Updated: June, 2022
© 2022 Think Social Publishing, Inc.
Our daily lives are made up of an endless stream of thoughts, decisions, actions, and reactions to the people and environment in which we live. The internal and external actions fit together, sometimes seamlessly sometimes not, largely dependent upon a set of invisible yet highly important skills we call Executive Functioning (EF). These skills, which involve planning, organizing, sequencing, prioritizing, shifting attention, and time management can be well-developed in some people (think traffic controllers, wedding planners, business CEOs, etc.) and less developed in others. They are vital in all parts of life, from making coffee to running a profitable business. The skills develop naturally, without specific, formal training, and we all have them to some degree--or at least, we assume we all have them.

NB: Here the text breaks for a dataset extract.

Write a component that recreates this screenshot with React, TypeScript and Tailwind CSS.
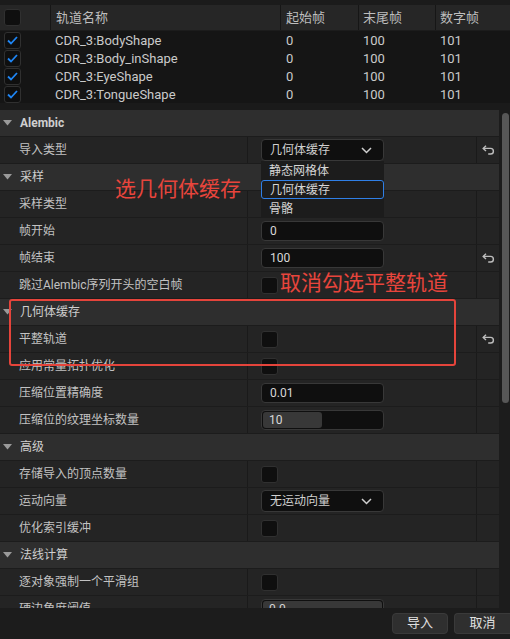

Nowhere does an EF skill challenge cause more turmoil than in the area of homework, producing monstrous levels of anxiety and dread in students, parents, and teachers alike. The myriad details that need to be accomplished in a student's class, school day, or week can be overwhelming for any student.
I am often asked: "If tasks are so overwhelming to their EF systems, should we just avoid having students deal with them?" The answer is an unequivocal emphatic NO! Organizational skills are life skills, not just school skills, and like social skills they are rarely directly taught. Few states include explicit teaching of EF skills in their "standards of education."
So where do we start? First, we need to understand how complex the human organizational system is and how complex it is by the time students reach middle school. We can only be good teachers if we appreciate the demands we place on our students. Next, we need organization as a skill set of both static AND dynamic systems.
Static vs. Dynamic Systems
Static organizational systems and skills are structured in this manner: same thing, same time, same place, and same way.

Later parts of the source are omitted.